Care in Medicine Seminars
In 2012, Professor Brendan Drumm (UCD Professor of Paediatrics) and Dr Suzanne Donnelly (Director of Clinical Education) hosted the first in a series of seminars on the philosophy and practice of caring and empathy.
These seminars are offered to final year students in the Professional Completion Module. During this module, students integrate material from across the curriculum as they prepare for their imminent practice as medical interns.
Opening the seminar, Professor Drumm said:
"Today is about understanding the privilege of qualifying as young doctors. You are entering a career that places you in a remarkable position of privilege, in terms of the intimate interactions that you have with people all around you, in your communities and elsewhere.

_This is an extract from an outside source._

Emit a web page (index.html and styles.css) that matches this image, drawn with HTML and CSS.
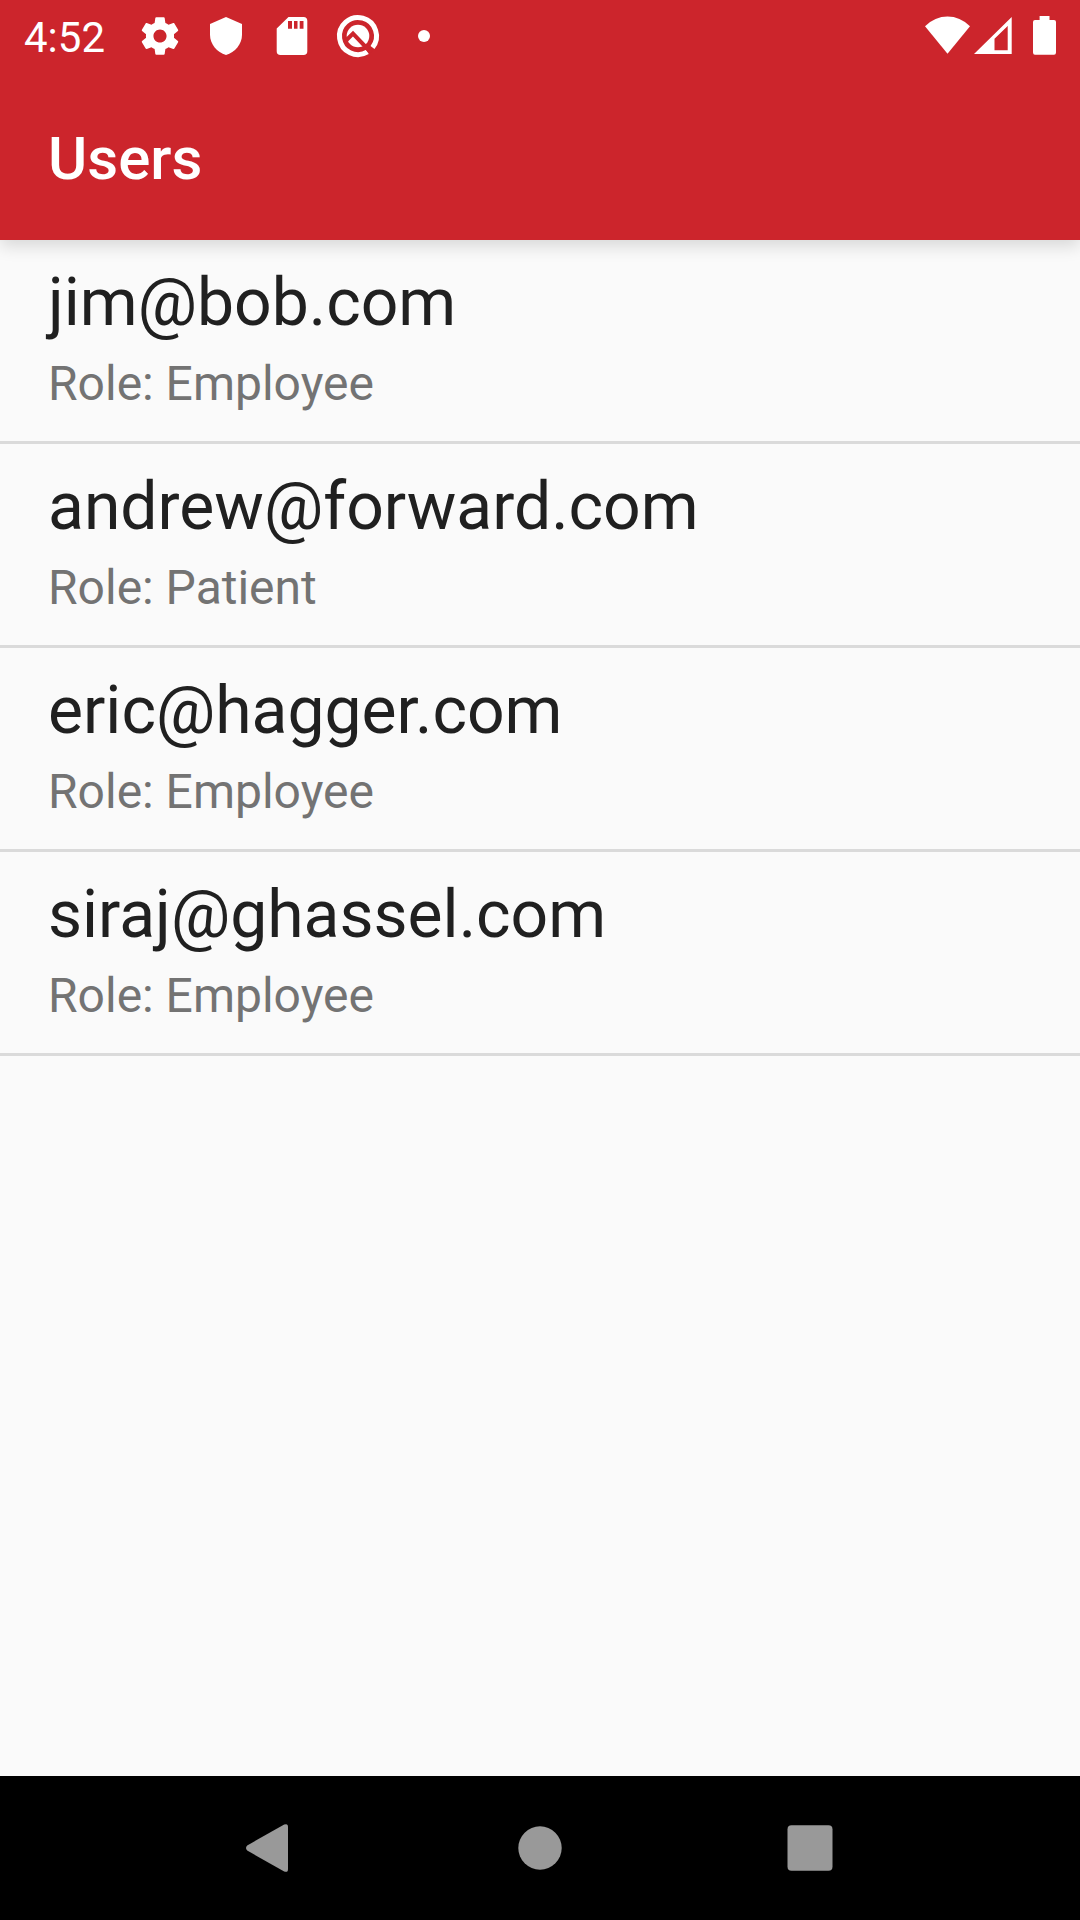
FILE: index.html
```html
<!DOCTYPE html>
<html lang="en">
<head>
<meta charset="utf-8">
<title>Users</title>
<link rel="stylesheet" href="styles.css">
</head>
<body>
<div class="screen">
  <header class="header">
    <div class="status-bar">
      <span class="clock">4:52</span>
      <div class="notifications">
        <svg class="slot" viewBox="-33 -36 66 72"><g transform="translate(-22.5 -22.5) scale(1.875)"><path d="M19.43 12.98c.04-.32.07-.64.07-.98s-.03-.66-.07-.98l2.11-1.65c.19-.15.24-.42.12-.64l-2-3.46c-.12-.22-.39-.3-.61-.22l-2.49 1c-.52-.4-1.08-.73-1.69-.98l-.38-2.65C14.46 2.18 14.25 2 14 2h-4c-.25 0-.46.18-.49.42l-.38 2.65c-.61.25-1.17.59-1.69.98l-2.49-1c-.23-.09-.49 0-.61.22l-2 3.46c-.13.22-.07.49.12.64l2.11 1.65c-.04.32-.07.65-.07.98s.03.66.07.98l-2.11 1.65c-.19.15-.24.42-.12.64l2 3.46c.12.22.39.3.61.22l2.49-1c.52.4 1.08.73 1.69.98l.38 2.65c.03.24.24.42.49.42h4c.25 0 .46-.18.49-.42l.38-2.65c.61-.25 1.17-.59 1.69-.98l2.49 1c.23.09.49 0 .61-.22l2-3.46c.12-.22.07-.49-.12-.64l-2.11-1.65zM12 15.500c-1.930 0-3.500-1.570-3.500-3.500s1.570-3.500 3.500-3.500 3.500 1.570 3.500 3.500-1.570 3.500-3.500 3.500z"/></g></svg>
        <svg class="slot" viewBox="-33 -36 66 72"><path d="M0-19 16-12V-1C16 8 9 16.500 0 19-9 16.500-16 8-16-1V-12Z"/></svg>
        <svg class="slot" viewBox="-33 -36 66 72"><path fill-rule="evenodd" d="M-3.500-19H11.500Q15.300-19 15.300-15.200V15.200Q15.300 19 11.500 19H-11.500Q-15.300 19-15.300 15.200V-7.500ZM-4-15V-7.300H0V-15ZM2-15V-7.300H5.500V-15ZM7.700-15V-7.300H11.500V-15Z"/></svg>
        <svg class="slot" viewBox="-33 -36 66 72">
          <path class="ring" d="M9.500 15.900A18.500 18.500 0 1 1 14.500 11.500"/>
          <circle r="11.300"/>
          <path class="cut" d="M-12 4.500-5-2.500 13 16.500"/>
        </svg>
        <svg class="slot" viewBox="-33 -36 66 72"><circle r="6"/></svg>
      </div>
      <div class="system-icons">
        <svg width="45" height="38" viewBox="0 0 45 38"><path d="M0 10.200Q10 .5 22.500.5T45 10.200L22.500 37.800Z"/></svg>
        <svg width="38" height="38" viewBox="0 0 38 38"><path fill-rule="evenodd" d="M0 38 37.700 1V38ZM20.500 22.800V34.200H33.700V10Z"/></svg>
        <svg class="battery" width="23" height="39" viewBox="0 0 23 39"><path d="M6.600 0H16.500V4H21Q23 4 23 6V36.500Q23 38.700 21 38.700H2Q0 38.700 0 36.500V6Q0 4 2 4H6.600Z"/></svg>
      </div>
    </div>
    <h1 class="title">Users</h1>
  </header>
  <main class="content">
    <ul class="users">
      <li class="user"><span class="email">jim@bob.com</span><span class="role">Role: Employee</span></li>
      <li class="user"><span class="email">andrew@forward.com</span><span class="role">Role: Patient</span></li>
      <li class="user"><span class="email">eric@hagger.com</span><span class="role">Role: Employee</span></li>
      <li class="user"><span class="email">siraj@ghassel.com</span><span class="role">Role: Employee</span></li>
    </ul>
  </main>
  <nav class="nav-bar">
    <svg class="nav-icon" viewBox="0 0 72 72"><path d="M13.200 33.400 50.200 12.600Q54 11 54 15V57Q54 61 50.200 59.400L13.200 38.600Q10.800 36 13.200 33.400Z"/></svg>
    <svg class="nav-icon" viewBox="0 0 72 72"><circle cx="36" cy="36" r="21.700"/></svg>
    <svg class="nav-icon" viewBox="0 0 72 72"><rect x="13.500" y="13.300" width="45" height="45.400" rx="4"/></svg>
  </nav>
</div>
</body>
</html>
```
FILE: styles.css
```css
* {
  box-sizing: border-box;
}

body {
  margin: 0;
  font-family: Roboto, sans-serif;
}

.screen {
  display: flex;
  flex-direction: column;
  width: 1080px;
  height: 1920px;
  overflow: hidden;
  background: #fafafa;
}

.header {
  flex: none;
  height: 240px;
  z-index: 1;
  background: #cc252c;
  color: #fff;
  box-shadow: 0 6px 16px rgba(0, 0, 0, 0.14);
}

.status-bar {
  display: flex;
  height: 72px;
  padding: 0 24px;
  fill: #fff;
}

.clock {
  width: 103px;
  font-size: 42px;
  line-height: 76px;
}

.notifications {
  display: flex;
}

.slot {
  width: 66px;
  height: 72px;
}

.ring {
  fill: none;
  stroke: #fff;
  stroke-width: 5;
}

.cut {
  fill: none;
  stroke: #cc252c;
  stroke-width: 4;
}

.system-icons {
  display: flex;
  gap: 4px;
  margin-left: auto;
  padding-top: 16px;
}

.system-icons svg {
  flex: none;
}

.battery {
  margin-left: 17px;
}

.title {
  margin: 0;
  padding-left: 48px;
  font-size: 60px;
  font-weight: 500;
  line-height: 173px;
}

.content {
  flex: 1;
}

.users {
  margin: 0;
  padding: 0;
  list-style: none;
}

.user {
  display: flex;
  flex-direction: column;
  height: 204px;
  padding: 24px 48px 0;
  border-bottom: 3px solid #dadada;
}

.email {
  color: #202020;
  font-size: 66px;
  line-height: 77px;
}

.role {
  margin-top: 15px;
  color: #737373;
  font-size: 48px;
  line-height: 56px;
}

.nav-bar {
  display: flex;
  flex: none;
  align-items: center;
  justify-content: center;
  gap: 198px;
  height: 144px;
  background: #000;
  fill: #999;
}

.nav-icon {
  width: 72px;
  height: 72px;
}
```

It’s hugely important that you don’t let that be taken from you and that you live up to the responsibilities that come with that privilege. There is unfortunately a tendency, as we go through life, to become more sceptical and cynical, but what we hope you will take from today is quite the opposite; that you will grasp the privilege, and based on today’s interactions, that you will even see that privilege more powerfully.”
Following the introduction, Professor Drumm handed the floor over to the participants who spoke honestly, frankly and sometimes emotionally about their experience of being ill and about the care they received as patients. Their accounts of illness from the patient perspective generated many questions and comments from students who also sought advice from the participants on how they could provide better care in their new role as working doctors. There followed a break out session in which small groups discussed their observations on caring in clinical practice based on their experiences as students.
A moderated report-back by these groups to the wider team, including the patient participants resulted in an interactive exchange that was both passionate and thought provoking.
Our students commented on the importance of rethinking the patient perspective at this key moment in their training, as they approach graduation and a working life in medicine.
"It was very useful and informative to take a step back from the constant pressure of academic and clinical medicine and focus for a couple of hours on the bread and butter of medical practice. A lot of us were probably already losing sight of what our initial goals were on starting out in the course…”
"I can genuinely say that many of us were discussing the topics that arose on friday for hours afterwards, in a way that just wouldn't have happened if we hadn't had the opportunity to attend something like that.”
“Everybody thoroughly enjoyed it, and certain topics covered sparked interesting conversations between our group and previous groups."
The Care in Medicine seminars are part of a school wide educational intitiatve on the theme of caring skills in medicine. How medical student empathy can be promoted and supported in the educational environment is the focus of ongoing research led by Dr Donnelly.